Les défis pour le secteur ne manquent donc pas : prix explosifs de l'énergie, décarbonation impérieuse mais lourde et chère à mettre en œuvre, financement fragile, et main d'œuvre difficile à trouver pour soutenir la croissance. Pourtant, sur la question des compétences, après des décennies de dévalorisation du travail industriel, la vapeur semble commencer à s'inverser.

« L'activité est repartie dans tous les secteurs et il est difficile de recruter aujourd'hui, mais les entrepreneurs ont un rôle à jouer pour aller rencontrer les jeunes et les faire venir demain dans nos entreprises industrielles, et l'UIMM et Pôle Emploi ont lancé beaucoup d'actions dont on commence à voir les résultats, souligne Pierre-Damien Rochette. L'UIMM Méditerranée Ouest dispose d'un centre de formation et sait créer des formations rapidement. La promotion des métiers a été notre combat, au niveau national comme au niveau régional. Dans l'Hérault, nous avons relancé la tournée de l'Industry Camp (faire découvrir aux jeunes les entreprises industrielles du territoire, NDLR) dans toutes les villes industrielles, et le salon Intersud avec la CCI. Aujourd'hui, nous sommes à +6% d'apprentis dans notre centre de formation. Oui, on peut parler d'un retour d'appétence pour les métiers de l'industrie et on voit les jeunes qui reviennent à l'industrie car les projets sur lesquels on communique, c'est l'hydrogène, l'éolien flottant, des projets qui font davantage rêver... On observe aussi une prise de conscience au niveau politique et de l'Education nationale avec la réforme des lycées professionnels où aujourd'hui, l'industrie est à nouveau mise en avant. »

Philippe Soursou alerte toutefois sur un point de crispation : « Aujourd'hui, le métier le plus en tension, c'est celui de technicien de maintenance. Nous devons donc développer les contrats de professionnalisation sur ce segment d'activité, sinon il est probable qu'on ait un problème pour faire venir de nouveaux arrivants sur le territoire. Il y a une vraie réflexion à mener ».

« On manque de culture innovation »

Même en phase de croissance, les entreprises ne doivent pas oublier le volet innovation, qui dessine aujourd'hui leur avenir. Or sur ce point, le président de l'UIMM Méditerranée Ouest pointe une faiblesse.

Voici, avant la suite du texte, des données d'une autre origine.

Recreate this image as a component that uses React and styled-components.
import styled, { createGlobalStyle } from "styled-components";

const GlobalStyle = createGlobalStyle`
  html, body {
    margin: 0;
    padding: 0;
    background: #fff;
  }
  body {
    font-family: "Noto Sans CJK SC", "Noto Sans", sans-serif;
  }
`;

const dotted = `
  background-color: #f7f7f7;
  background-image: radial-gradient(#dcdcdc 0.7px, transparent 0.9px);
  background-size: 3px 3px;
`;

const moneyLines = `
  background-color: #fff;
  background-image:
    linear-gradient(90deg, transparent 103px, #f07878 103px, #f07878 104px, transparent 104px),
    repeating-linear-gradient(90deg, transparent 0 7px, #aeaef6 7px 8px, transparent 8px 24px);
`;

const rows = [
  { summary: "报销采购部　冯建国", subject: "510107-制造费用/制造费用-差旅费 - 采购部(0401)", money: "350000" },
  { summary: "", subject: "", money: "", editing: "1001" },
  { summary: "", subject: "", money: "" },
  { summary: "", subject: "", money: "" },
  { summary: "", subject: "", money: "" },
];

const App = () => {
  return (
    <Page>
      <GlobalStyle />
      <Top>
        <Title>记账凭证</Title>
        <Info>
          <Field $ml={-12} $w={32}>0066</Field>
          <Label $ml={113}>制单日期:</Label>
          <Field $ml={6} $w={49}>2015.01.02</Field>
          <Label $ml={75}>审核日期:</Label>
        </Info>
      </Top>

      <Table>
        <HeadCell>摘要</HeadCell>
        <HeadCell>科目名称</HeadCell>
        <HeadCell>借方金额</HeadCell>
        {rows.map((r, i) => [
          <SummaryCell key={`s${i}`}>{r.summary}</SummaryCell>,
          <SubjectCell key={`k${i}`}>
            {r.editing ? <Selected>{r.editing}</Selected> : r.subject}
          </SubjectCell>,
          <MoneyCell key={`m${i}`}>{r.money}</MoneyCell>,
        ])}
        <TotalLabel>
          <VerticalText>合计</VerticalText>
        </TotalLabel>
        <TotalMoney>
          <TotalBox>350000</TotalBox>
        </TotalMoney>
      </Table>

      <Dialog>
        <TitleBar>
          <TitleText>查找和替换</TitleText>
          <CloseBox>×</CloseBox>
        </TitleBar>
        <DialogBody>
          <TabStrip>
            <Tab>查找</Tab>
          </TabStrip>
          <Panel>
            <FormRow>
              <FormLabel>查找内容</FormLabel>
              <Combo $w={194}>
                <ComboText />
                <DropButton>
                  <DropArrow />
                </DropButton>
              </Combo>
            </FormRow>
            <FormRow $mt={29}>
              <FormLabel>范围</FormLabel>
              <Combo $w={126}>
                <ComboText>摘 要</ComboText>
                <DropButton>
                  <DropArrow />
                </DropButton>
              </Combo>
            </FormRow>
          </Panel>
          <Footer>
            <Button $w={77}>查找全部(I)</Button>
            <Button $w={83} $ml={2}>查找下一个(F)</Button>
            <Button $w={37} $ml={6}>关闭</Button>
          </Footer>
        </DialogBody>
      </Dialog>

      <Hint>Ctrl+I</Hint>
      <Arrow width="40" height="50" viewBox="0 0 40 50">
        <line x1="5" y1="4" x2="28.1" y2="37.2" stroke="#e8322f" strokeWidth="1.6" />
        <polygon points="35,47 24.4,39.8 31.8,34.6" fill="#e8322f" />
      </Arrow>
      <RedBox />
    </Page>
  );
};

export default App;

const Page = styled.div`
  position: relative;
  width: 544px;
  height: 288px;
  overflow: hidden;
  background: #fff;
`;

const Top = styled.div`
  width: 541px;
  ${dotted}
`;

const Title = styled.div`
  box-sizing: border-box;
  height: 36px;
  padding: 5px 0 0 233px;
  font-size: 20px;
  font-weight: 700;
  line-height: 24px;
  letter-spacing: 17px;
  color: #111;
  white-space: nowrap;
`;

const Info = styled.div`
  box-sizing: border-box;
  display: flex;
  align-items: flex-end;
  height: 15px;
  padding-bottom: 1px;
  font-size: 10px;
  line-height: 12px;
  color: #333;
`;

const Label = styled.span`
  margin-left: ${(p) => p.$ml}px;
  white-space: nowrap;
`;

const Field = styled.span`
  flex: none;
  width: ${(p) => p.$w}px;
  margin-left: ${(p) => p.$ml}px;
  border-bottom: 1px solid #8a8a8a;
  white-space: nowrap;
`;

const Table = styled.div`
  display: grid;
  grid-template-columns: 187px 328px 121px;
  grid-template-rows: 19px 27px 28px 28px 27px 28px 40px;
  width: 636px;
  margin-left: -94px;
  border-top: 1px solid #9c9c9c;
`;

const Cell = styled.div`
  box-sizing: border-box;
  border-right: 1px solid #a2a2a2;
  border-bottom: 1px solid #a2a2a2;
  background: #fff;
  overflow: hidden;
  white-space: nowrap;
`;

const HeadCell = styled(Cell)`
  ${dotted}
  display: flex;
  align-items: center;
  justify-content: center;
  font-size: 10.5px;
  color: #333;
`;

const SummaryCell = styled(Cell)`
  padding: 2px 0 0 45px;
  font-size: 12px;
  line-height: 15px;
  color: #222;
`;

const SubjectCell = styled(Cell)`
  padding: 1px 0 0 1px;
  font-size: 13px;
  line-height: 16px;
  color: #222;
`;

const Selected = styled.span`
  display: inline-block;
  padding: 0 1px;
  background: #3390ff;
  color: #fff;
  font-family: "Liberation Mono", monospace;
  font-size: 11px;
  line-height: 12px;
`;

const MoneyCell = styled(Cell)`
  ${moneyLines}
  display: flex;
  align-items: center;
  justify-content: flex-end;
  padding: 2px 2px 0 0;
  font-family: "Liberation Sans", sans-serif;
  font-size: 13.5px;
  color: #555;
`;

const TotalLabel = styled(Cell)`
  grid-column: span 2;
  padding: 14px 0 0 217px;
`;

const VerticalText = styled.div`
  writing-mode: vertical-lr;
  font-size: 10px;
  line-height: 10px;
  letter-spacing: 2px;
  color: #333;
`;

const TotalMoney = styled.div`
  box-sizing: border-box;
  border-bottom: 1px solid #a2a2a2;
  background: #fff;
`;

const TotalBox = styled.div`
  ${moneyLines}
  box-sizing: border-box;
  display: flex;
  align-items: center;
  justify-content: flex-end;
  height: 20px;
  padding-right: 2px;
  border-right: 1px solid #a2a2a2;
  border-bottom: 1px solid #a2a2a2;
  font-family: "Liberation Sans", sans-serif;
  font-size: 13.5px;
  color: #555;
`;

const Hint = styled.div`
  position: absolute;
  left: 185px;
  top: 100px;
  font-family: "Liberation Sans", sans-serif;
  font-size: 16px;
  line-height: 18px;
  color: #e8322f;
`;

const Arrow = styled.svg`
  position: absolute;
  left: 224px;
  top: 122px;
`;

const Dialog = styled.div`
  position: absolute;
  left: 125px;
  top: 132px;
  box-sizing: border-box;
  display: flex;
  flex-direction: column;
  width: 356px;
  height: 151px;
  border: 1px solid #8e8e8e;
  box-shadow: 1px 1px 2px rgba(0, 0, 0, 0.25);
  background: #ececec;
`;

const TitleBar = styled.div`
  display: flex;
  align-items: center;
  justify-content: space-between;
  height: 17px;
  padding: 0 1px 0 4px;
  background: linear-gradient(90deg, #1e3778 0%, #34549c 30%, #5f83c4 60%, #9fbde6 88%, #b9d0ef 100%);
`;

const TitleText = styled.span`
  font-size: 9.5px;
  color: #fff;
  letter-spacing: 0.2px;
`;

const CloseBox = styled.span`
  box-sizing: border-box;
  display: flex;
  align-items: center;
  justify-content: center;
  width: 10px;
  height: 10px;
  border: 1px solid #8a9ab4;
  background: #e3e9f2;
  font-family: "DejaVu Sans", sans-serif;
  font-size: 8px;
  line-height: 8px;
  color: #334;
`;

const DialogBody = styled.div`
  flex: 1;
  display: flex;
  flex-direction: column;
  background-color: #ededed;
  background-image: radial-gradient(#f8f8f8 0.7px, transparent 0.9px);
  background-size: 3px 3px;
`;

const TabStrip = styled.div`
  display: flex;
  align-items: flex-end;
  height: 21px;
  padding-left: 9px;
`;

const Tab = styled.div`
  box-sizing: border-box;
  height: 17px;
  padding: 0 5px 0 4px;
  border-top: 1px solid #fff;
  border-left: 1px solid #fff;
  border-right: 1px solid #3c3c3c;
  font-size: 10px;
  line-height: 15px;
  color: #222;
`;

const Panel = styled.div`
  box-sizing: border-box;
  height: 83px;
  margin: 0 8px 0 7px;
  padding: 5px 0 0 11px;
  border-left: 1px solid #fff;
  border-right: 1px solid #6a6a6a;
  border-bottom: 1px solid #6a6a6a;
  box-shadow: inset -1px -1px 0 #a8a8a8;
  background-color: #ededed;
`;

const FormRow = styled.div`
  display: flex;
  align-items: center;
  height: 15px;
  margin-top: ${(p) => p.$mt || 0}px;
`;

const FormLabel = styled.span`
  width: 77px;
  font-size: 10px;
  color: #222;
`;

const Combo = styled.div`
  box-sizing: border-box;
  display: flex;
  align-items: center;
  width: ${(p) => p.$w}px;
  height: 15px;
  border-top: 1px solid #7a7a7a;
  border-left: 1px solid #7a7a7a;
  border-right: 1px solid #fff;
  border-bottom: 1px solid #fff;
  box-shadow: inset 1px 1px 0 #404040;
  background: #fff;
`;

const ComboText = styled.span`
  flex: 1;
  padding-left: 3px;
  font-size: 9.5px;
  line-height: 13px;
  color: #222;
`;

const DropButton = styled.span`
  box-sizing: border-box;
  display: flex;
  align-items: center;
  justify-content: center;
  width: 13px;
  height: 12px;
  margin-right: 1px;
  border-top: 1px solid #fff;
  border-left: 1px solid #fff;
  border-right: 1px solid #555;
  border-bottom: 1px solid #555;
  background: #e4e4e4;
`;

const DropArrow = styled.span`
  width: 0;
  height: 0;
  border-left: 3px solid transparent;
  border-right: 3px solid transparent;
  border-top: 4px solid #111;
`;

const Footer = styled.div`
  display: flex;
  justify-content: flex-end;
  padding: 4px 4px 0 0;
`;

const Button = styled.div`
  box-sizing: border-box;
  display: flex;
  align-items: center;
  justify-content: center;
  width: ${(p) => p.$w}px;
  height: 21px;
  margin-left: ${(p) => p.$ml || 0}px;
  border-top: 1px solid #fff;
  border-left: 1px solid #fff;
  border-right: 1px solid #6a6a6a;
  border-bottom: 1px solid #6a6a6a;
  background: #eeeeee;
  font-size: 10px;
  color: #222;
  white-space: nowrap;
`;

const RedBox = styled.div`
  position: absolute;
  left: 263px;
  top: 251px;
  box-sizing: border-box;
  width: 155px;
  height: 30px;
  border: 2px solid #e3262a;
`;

« Notre tissu industriel est fait de TPE et de PME qui innovent peu, note-t-il. On manque de culture innovation en France, alors que dans l'écosystème régional, on compte tous les bons ingrédients : les meilleurs chercheurs, un centre de formation, des incubateurs, etc., et pourtant ça ne marche pas ensemble ! Je rappelle que l'innovation, ce n'est pas que l'innovation de produit mais aussi sur les process, les RH, sur la chaîne de la valeur... »

Et de témoigner de la démarche qu'il a initié au sein de son groupe Rochette Industrie : « Nous avons opéré la digitalisation de nos process, soutenus financièrement par une subvention de la Région Occitanie, et alors qu'auparavant, nous pilotions l'usine avec des indicateurs papiers, aujourd'hui, nous les avons remplacé par des outils numériques et les salariés peuvent se concentrer sur la vraie valeur ajoutée ».

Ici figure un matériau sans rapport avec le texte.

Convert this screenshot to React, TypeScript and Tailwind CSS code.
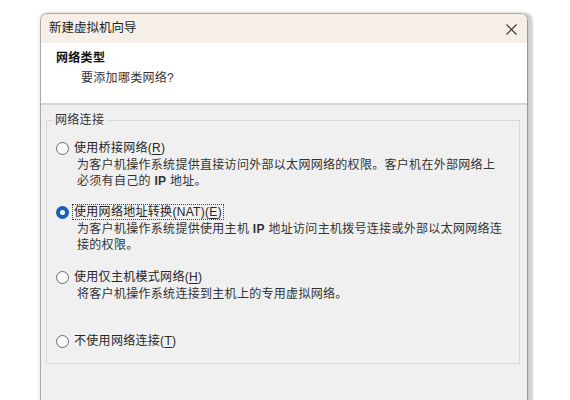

L'argent étant finalement souvent le nerf de la guerre, l'un des enjeux de l'industrie aujourd'hui est aussi le financement des investissements industriels.

« C'est le sujet du moment, après tout ce qu'on a subi, analyse Pierre-Damien Rochette. D'autant que le remboursement des PGE génère un endettement plus important des entreprises, ce qui crée une frilosité des banques à prêter de l'argent pour des investissements, et qu'il y a une croissance à assumer qui mobilise des besoins en fonds de roulement. »

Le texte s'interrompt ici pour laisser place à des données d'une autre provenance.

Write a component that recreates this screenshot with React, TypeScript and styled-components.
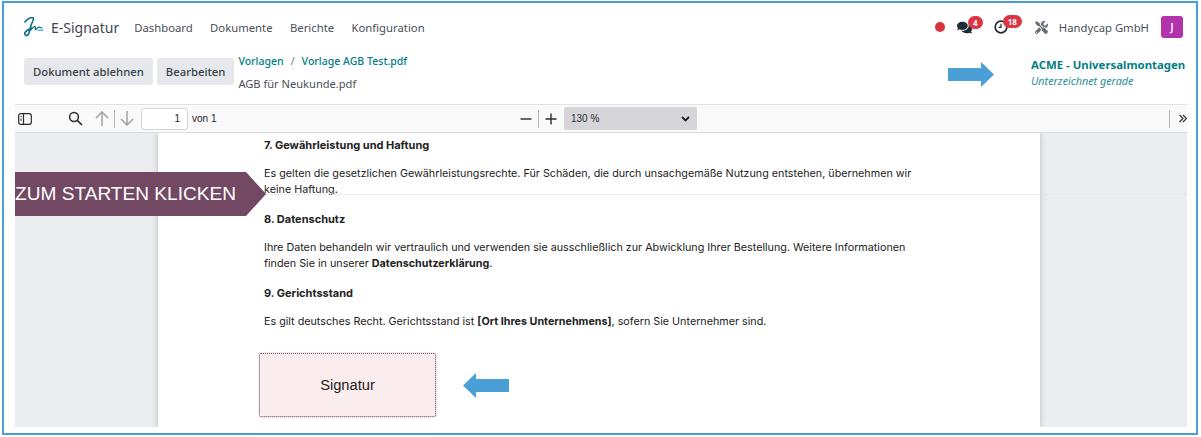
import React from 'react';
import styled, { createGlobalStyle } from 'styled-components';
import { FaComments, FaTools } from 'react-icons/fa';

const GlobalStyle = createGlobalStyle`
  html, body {
    margin: 0;
    padding: 0;
    background: #ffffff;
  }
  * {
    box-sizing: border-box;
  }
`;

const navItems = ['Dashboard', 'Dokumente', 'Berichte', 'Konfiguration'];

const LogoMark = () => (
  <svg width="20" height="20" viewBox="0 0 20 20" fill="none">
    <path d="M1 5C3 2 8 -0.5 9.3 1C10 3 7.5 6 6.5 10C5.8 13 5.5 17 3.5 18.3C1.5 19.3 0 17 1.2 15.3C2.5 13.5 5 12.5 7.5 11" stroke="#0f6f86" strokeWidth="1.6" strokeLinecap="round" />
    <path d="M6.5 13C8 11.5 10 9 11 9.3C12 9.8 10.8 12.5 11.5 12.6C12.5 12.5 13.5 10 15 10.2C16 10.4 16.5 11 18 10.8" stroke="#0f6f86" strokeWidth="1.3" strokeLinecap="round" />
    <path d="M13.5 13.2H19.5" stroke="#3aa3c4" strokeWidth="1.2" />
  </svg>
);

const BlueArrow = ({ left = false }: { left?: boolean }) => (
  <svg width="46" height="25" viewBox="0 0 46 25">
    <path
      d={left ? 'M0 12.5L13 0V6H46V19H13V25Z' : 'M0 6H33V0L46 12.5L33 25V19H0Z'}
      fill="#4a9fd6"
    />
  </svg>
);

const App = () => {
  return (
    <>
      <GlobalStyle />
      <Frame>
        <NavBar>
          <Brand>
            <LogoMark />
            <BrandName>E-Signatur</BrandName>
          </Brand>
          <NavLinks>
            {navItems.map((item) => (
              <NavLink key={item}>{item}</NavLink>
            ))}
          </NavLinks>
          <NavRight>
            <StatusDot />
            <IconBadge>
              <FaComments size={15} color="#1f2a36" />
              <Badge>4</Badge>
            </IconBadge>
            <ClockBadge>
              <svg width="14" height="14" viewBox="0 0 14 14" fill="none">
                <circle cx="7" cy="7" r="5.8" stroke="#1f2a36" strokeWidth="1.7" />
                <path d="M7 3.8V7.4H4.6" stroke="#1f2a36" strokeWidth="1.2" />
              </svg>
              <Badge>18</Badge>
            </ClockBadge>
            <ToolIcon>
              <FaTools size={13} color="#6a6f76" />
            </ToolIcon>
            <CompanyName>Handycap GmbH</CompanyName>
            <Avatar>J</Avatar>
          </NavRight>
        </NavBar>

        <ActionBar>
          <Buttons>
            <ActionButton>Dokument ablehnen</ActionButton>
            <ActionButton>Bearbeiten</ActionButton>
          </Buttons>
          <Crumbs>
            <CrumbRow>
              <CrumbLink>Vorlagen</CrumbLink>
              <CrumbSep>/</CrumbSep>
              <CrumbLink>Vorlage AGB Test.pdf</CrumbLink>
            </CrumbRow>
            <FileName>AGB für Neukunde.pdf</FileName>
          </Crumbs>
          <SignerArea>
            <SignerArrow>
              <BlueArrow />
            </SignerArrow>
            <Signer>
              <SignerName>ACME - Universalmontagen</SignerName>
              <SignerState>Unterzeichnet gerade</SignerState>
            </Signer>
          </SignerArea>
        </ActionBar>

        <Viewer>
          <PdfToolbar>
            <ToolLeft>
              <svg width="14" height="12" viewBox="0 0 14 12" fill="none">
                <rect x="0.7" y="0.7" width="12.6" height="10.6" rx="2" stroke="#2b2b2b" strokeWidth="1.2" />
                <path d="M5.5 1V11" stroke="#2b2b2b" strokeWidth="1.2" />
                <path d="M2.5 3.5H3.8M3 5.5V8" stroke="#2b2b2b" strokeWidth="0.9" />
              </svg>
              <SearchIcon>
                <svg width="15" height="15" viewBox="0 0 15 15" fill="none">
                  <circle cx="6" cy="6" r="4.4" stroke="#2b2b2b" strokeWidth="1.5" />
                  <path d="M9.3 9.3L14 14" stroke="#2b2b2b" strokeWidth="1.7" />
                </svg>
              </SearchIcon>
              <PageArrows>
                <svg width="14" height="15" viewBox="0 0 14 15" fill="none">
                  <path d="M7 15V1M1 7L7 1L13 7" stroke="#a2a2a2" strokeWidth="1.5" />
                </svg>
                <ToolDivider />
                <svg width="14" height="15" viewBox="0 0 14 15" fill="none">
                  <path d="M7 0V14M1 8L7 14L13 8" stroke="#a2a2a2" strokeWidth="1.5" />
                </svg>
              </PageArrows>
              <PageInput>1</PageInput>
              <PageCount>von 1</PageCount>
            </ToolLeft>
            <ToolCenter>
              <svg width="12" height="12" viewBox="0 0 12 12" fill="none">
                <path d="M0.5 6H11.5" stroke="#2b2b2b" strokeWidth="1.4" />
              </svg>
              <ToolDivider />
              <svg width="12" height="12" viewBox="0 0 12 12" fill="none">
                <path d="M0.5 6H11.5M6 0.5V11.5" stroke="#2b2b2b" strokeWidth="1.4" />
              </svg>
              <ZoomSelect>
                130 %
                <svg width="9" height="6" viewBox="0 0 9 6" fill="none">
                  <path d="M1 1L4.5 4.5L8 1" stroke="#1f1f1f" strokeWidth="1.8" />
                </svg>
              </ZoomSelect>
            </ToolCenter>
            <ToolRight>
              <ToolDivider />
              <More>
                <svg width="11" height="11" viewBox="0 0 11 11" fill="none">
                  <path d="M0.7 0.7L5.5 5.5L0.7 10.3M5.5 0.7L10.3 5.5L5.5 10.3" stroke="#2b2b2b" strokeWidth="1.6" />
                </svg>
              </More>
            </ToolRight>
          </PdfToolbar>

          <PdfArea>
            <PdfPage>
              <SectionTitle>7. Gewährleistung und Haftung</SectionTitle>
              <Paragraph>
                Es gelten die gesetzlichen Gewährleistungsrechte. Für Schäden, die durch unsachgemäße Nutzung entstehen, übernehmen wir keine Haftung.
              </Paragraph>
              <SectionTitle>8. Datenschutz</SectionTitle>
              <Paragraph>
                Ihre Daten behandeln wir vertraulich und verwenden sie ausschließlich zur Abwicklung Ihrer Bestellung. Weitere Informationen finden Sie in unserer <strong>Datenschutzerklärung</strong>.
              </Paragraph>
              <SectionTitle>9. Gerichtsstand</SectionTitle>
              <Paragraph>
                Es gilt deutsches Recht. Gerichtsstand ist <strong>[Ort Ihres Unternehmens]</strong>, sofern Sie Unternehmer sind.
              </Paragraph>
              <SignatureRow>
                <SignatureBox>Signatur</SignatureBox>
                <BlueArrow left />
              </SignatureRow>
            </PdfPage>
            <FoldLine />
            <StartRibbon>ZUM STARTEN KLICKEN</StartRibbon>
          </PdfArea>
        </Viewer>
      </Frame>
    </>
  );
};

export default App;

const Frame = styled.div`
  width: 1196px;
  height: 434px;
  margin: 1px 0 0 2px;
  border: 2px solid #4a9fd6;
  padding: 0 9px 6px 11px;
  overflow: hidden;
  display: flex;
  flex-direction: column;
  background: #ffffff;
  font-family: 'Noto Sans', sans-serif;
`;

const NavBar = styled.div`
  display: flex;
  align-items: center;
  height: 48px;
  padding-left: 9px;
  flex-shrink: 0;
`;

const Brand = styled.div`
  display: flex;
  align-items: center;
  gap: 7px;
`;

const BrandName = styled.span`
  font-size: 14px;
  color: #3f4650;
`;

const NavLinks = styled.div`
  display: flex;
  gap: 17.4px;
  margin-left: 15px;
`;

const NavLink = styled.span`
  font-size: 11.3px;
  color: #4a5058;
`;

const NavRight = styled.div`
  display: flex;
  align-items: center;
  margin-left: auto;
  padding-right: 4px;
`;

const StatusDot = styled.span`
  width: 10px;
  height: 10px;
  border-radius: 50%;
  background: #d8353a;
`;

const IconBadge = styled.span`
  position: relative;
  display: flex;
  margin-left: 12px;
  width: 25px;
`;

const ClockBadge = styled(IconBadge)`
  margin-left: 12px;
  width: 40px;
`;

const Badge = styled.span`
  position: absolute;
  left: 11px;
  top: -4px;
  min-width: 15px;
  height: 13px;
  padding: 0 3px;
  border-radius: 7px;
  background: #dc3545;
  color: #ffffff;
  font-size: 8px;
  font-weight: 700;
  line-height: 13px;
  text-align: center;

  ${ClockBadge} & {
    left: 9px;
    top: -5px;
    min-width: 19px;
  }
`;

const ToolIcon = styled.span`
  display: flex;
  margin-left: 1px;
`;

const CompanyName = styled.span`
  margin-left: 11px;
  font-size: 11.3px;
  color: #4a5058;
`;

const Avatar = styled.span`
  width: 22px;
  height: 22px;
  margin-left: 12px;
  border-radius: 3px;
  background: #b233ad;
  color: #ffffff;
  font-size: 10px;
  font-weight: 600;
  line-height: 22px;
  text-align: center;
`;

const ActionBar = styled.div`
  display: flex;
  align-items: flex-start;
  height: 53px;
  padding-left: 9px;
  flex-shrink: 0;
`;

const Buttons = styled.div`
  display: flex;
  gap: 4px;
  margin-top: 7px;
`;

const ActionButton = styled.button`
  height: 27px;
  padding: 0 9px;
  border: none;
  border-radius: 3px;
  background: #e6e8ec;
  color: #3a4048;
  font-family: inherit;
  font-size: 11.3px;
  font-weight: 500;
`;

const Crumbs = styled.div`
  display: flex;
  flex-direction: column;
  margin-left: 4px;
`;

const CrumbRow = styled.div`
  display: flex;
  gap: 7px;
  height: 19px;
  align-items: center;
`;

const CrumbLink = styled.span`
  color: #017e84;
  font-size: 10.55px;
  font-weight: 500;
`;

const CrumbSep = styled.span`
  color: #6c757d;
  font-size: 10.6px;
`;

const FileName = styled.div`
  margin-top: 6px;
  color: #4a5058;
  font-size: 11.1px;
`;

const SignerArea = styled.div`
  display: flex;
  margin-left: auto;
`;

const SignerArrow = styled.div`
  margin-top: 11px;
  margin-right: 37px;
`;

const Signer = styled.div`
  width: 156px;
  margin-top: 6px;
  white-space: nowrap;
`;

const SignerName = styled.div`
  color: #017e84;
  font-size: 11.4px;
  font-weight: 700;
  line-height: 16px;
`;

const SignerState = styled.div`
  color: #2a8f94;
  font-size: 10.8px;
  font-style: italic;
  line-height: 16px;
`;

const Viewer = styled.div`
  flex: 1;
  display: flex;
  flex-direction: column;
  min-height: 0;
`;

const PdfToolbar = styled.div`
  display: grid;
  grid-template-columns: 505px auto 1fr;
  align-items: center;
  height: 29px;
  flex-shrink: 0;
  background: #f9f9fa;
  border-top: 1px solid #e2e2e4;
  border-bottom: 1px solid #dcdcdf;
  font-family: 'Liberation Sans', sans-serif;
`;

const ToolLeft = styled.div`
  display: flex;
  align-items: center;
  padding-left: 3px;
`;

const SearchIcon = styled.span`
  display: flex;
  margin-left: 36px;
`;

const PageArrows = styled.span`
  display: flex;
  align-items: center;
  gap: 5px;
  margin-left: 12px;
`;

const ToolDivider = styled.span`
  width: 1px;
  height: 18px;
  background: #b5b5b8;
`;

const PageInput = styled.div`
  width: 47px;
  height: 22px;
  margin-left: 7px;
  padding-right: 7px;
  border: 1px solid #d4d4d6;
  border-radius: 3px;
  background: #ffffff;
  color: #222222;
  font-size: 10px;
  line-height: 20px;
  text-align: right;
`;

const PageCount = styled.span`
  margin-left: 4px;
  color: #222222;
  font-size: 10px;
`;

const ToolCenter = styled.div`
  display: flex;
  align-items: center;
  gap: 6px;
`;

const ZoomSelect = styled.div`
  display: flex;
  align-items: center;
  justify-content: space-between;
  width: 133px;
  height: 23px;
  margin-left: 1px;
  padding: 0 7px 0 7px;
  border-radius: 2px;
  background: #d5d5da;
  color: #2b2b2b;
  font-size: 10px;
`;

const ToolRight = styled.div`
  display: flex;
  align-items: center;
  justify-content: flex-end;
  gap: 9px;
`;

const More = styled.span`
  display: flex;
  width: 8px;
  overflow: hidden;
`;

const PdfArea = styled.div`
  position: relative;
  flex: 1;
  min-height: 0;
  display: flex;
  overflow: hidden;
  background: #ecedef;
`;

const PdfPage = styled.div`
  width: 882px;
  margin-left: 143px;
  padding: 5px 125px 0 106px;
  background: #ffffff;
  box-shadow: 0 0 6px rgba(0, 0, 0, 0.22);
  font-family: 'Inter', sans-serif;
  color: #222222;
`;

const SectionTitle = styled.div`
  height: 14px;
  font-size: 11px;
  font-weight: 700;
  line-height: 14px;
  margin-bottom: 14px;
`;

const Paragraph = styled.p`
  margin: 0 0 14px;
  font-size: 10.75px;
  line-height: 16px;
`;

const SignatureRow = styled.div`
  display: flex;
  align-items: center;
  gap: 27px;
  margin: 23px 0 0 -5px;
`;

const SignatureBox = styled.div`
  display: flex;
  align-items: center;
  justify-content: center;
  width: 177px;
  height: 64px;
  border: 1px dotted #734863;
  border-radius: 2px;
  background: #fbeced;
  box-shadow: 0 0 2px rgba(0, 0, 0, 0.3);
  color: #1c1c1c;
  font-family: 'Liberation Sans', sans-serif;
  font-size: 14.7px;
`;

const FoldLine = styled.div`
  position: absolute;
  left: 250px;
  right: 0;
  top: 61px;
  border-top: 1px dotted #dedee0;
`;

const StartRibbon = styled.div`
  position: absolute;
  left: 0;
  top: 39px;
  width: 251px;
  height: 44px;
  background: #734863;
  clip-path: polygon(0 0, 231px 0, 100% 50%, 231px 100%, 0 100%);
  color: #ffffff;
  font-family: 'Liberation Sans', sans-serif;
  font-size: 19.1px;
  line-height: 44px;
  white-space: nowrap;
`;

Les entreprises ont toutefois pu s'appuyer sur le plan France 2030 (54 milliards d'euros) mais Pierre-Damien Rochette indique que ces fonds sont « accessibles surtout pour les entreprises qui ont une belle visibilité, pour les grandes entreprises, celles qui ont de gros projets, mais heureusement pour toutes les autres, il existe plein d'autres dispositifs ».

Décarbonation : l'UIMM lance Boost Energie

Quant à la décarbonation de l'industrie, les marges de manœuvre et d'action sont encore vastes... Selon le premier baromètre d'Argos Wityu et du BCG publié le 13 septembre dernier, les PME et ETI européennes sont très majoritairement conscientes de l'importance de la décarbonation, mais plus de 60% d'entre elles déclarent ne pas avoir investi fortement dans leur transition verte jusqu'à présent. Parmi les 38% ayant fortement investi, 11% seulement ont effectué ces investissements après avoir fait un bilan carbone et construit un plan structuré de décarbonation...

« C'est vrai, c'est un sujet dont les PME ne s'en emparent pas suffisamment, reconnaît Pierre-Damien rochette. Si nous avions encore le luxe de pouvoir passer à côté il y a quelques années, nous avons le devoir de le faire aujourd'hui. C'est la raison pour laquelle l'UIMM Méditerranée Ouest lance ce 19 septembre le programme Boost Energie qui propose un accompagnement aux dirigeants d'entreprise qui veulent se lancer mais qui sont pris par le quotidien et n'ont pas les compétences internes pour s'en occuper. Boost Energie offre trois niveaux d'accompagnement : un audit énergétique avec Veritas, l'étude de faisabilité des solutions à mettre en œuvre, et trouver des financeurs. C'est un programme qui coûtera peu cher aux entreprises. »

Reste une problématique qui peut freiner toute démarche de réindustrialisation, celle du foncier : « On manque d'opportunités foncières et les temps administratifs sont encore assez longs, environ neuf mois pour avoir tous les accords. Dès que nous serons libérés des problèmes de recrutement et de financement, le foncier sera "le" défi à relever » ».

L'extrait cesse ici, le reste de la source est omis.